Inflation hurts everyone in one way or another. It is the erosion of your purchasing power. Those on a fixed income, as well as the lower and middle classes, are particularly hard hit as they struggle to make ends meet. Worse, it exacerbates inequality and increases poverty. Inequality and poverty can lead to social and political instability. Globally, governments and central banks take this very seriously, so they will deliberately slow the global economy and risk a recession to wrestle inflation to the ground. Last year, global central banks began aggressively raising interest rates in a coordinated effort to combat inflation. One side effect of this strategy is short-term volatility in stock and bond markets as they adjust to the “new normal.” Keep in mind, history tells us that reliably scarce assets such as stocks, bonds and real estate are excellent at keeping ahead of inflation over time.
Most client conversations these days boil down to two things:
1. Concern regarding the erosion of purchasing power. Eventually, there will be pressure to adjust monthly income and expenses to compensate. Families may contribute less or withdraw more from their portfolio as needed. Up to this point, the effect on clients has been minimal as the majority of people simply modify their behaviour. They are consciously being a bit more careful with each discretionary dollar, in order to maintain contribution discipline and resist the temptation to draw more from their portfolio. Subconsciously, they are employing a substitution strategy. They’re replacing one product or experience with another, at a slightly lower price point, and carrying on with life. We are updating financial plans and watching this development very closely.

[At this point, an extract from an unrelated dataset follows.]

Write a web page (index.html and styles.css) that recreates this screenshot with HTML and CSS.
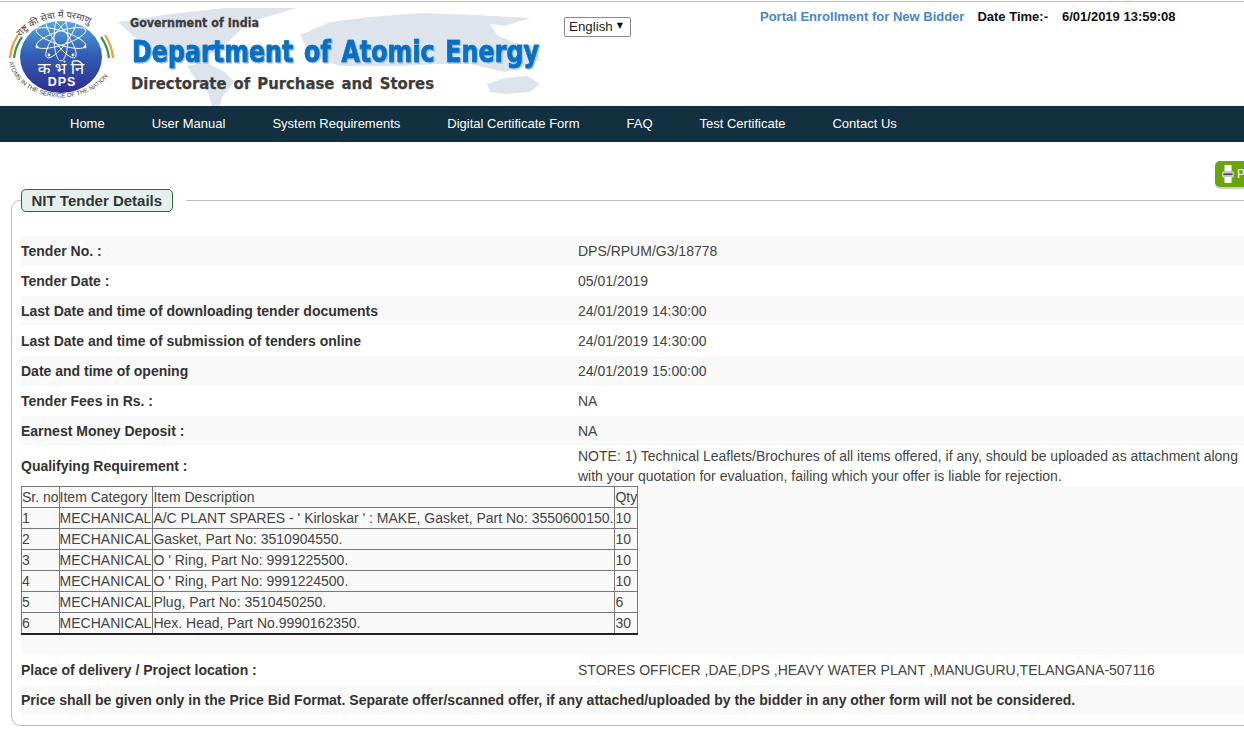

2. Volatility in portfolios. Traditionally, the basic building blocks of a portfolio are stocks and bonds. This marriage of convenience exists because both stocks and bonds have positive expected returns over time, and usually behave very differently. We would say they have low correlation. Portfolio volatility was elevated last year as stocks and bonds misbehaved, not only at the same time but, for many, to the same degree. While this is unusual, it’s no reason to panic. I simply remind clients that in a well-diversified, thoughtfully built portfolio, we have changed the definition of risk from permanent loss of capital to volatility. The financial plan informs our discipline and is as important as the portfolio itself. Following the plan and maintaining discipline keeps us invested and allows us to take advantage of volatility by shifting wealth from the impatient to the patient investor.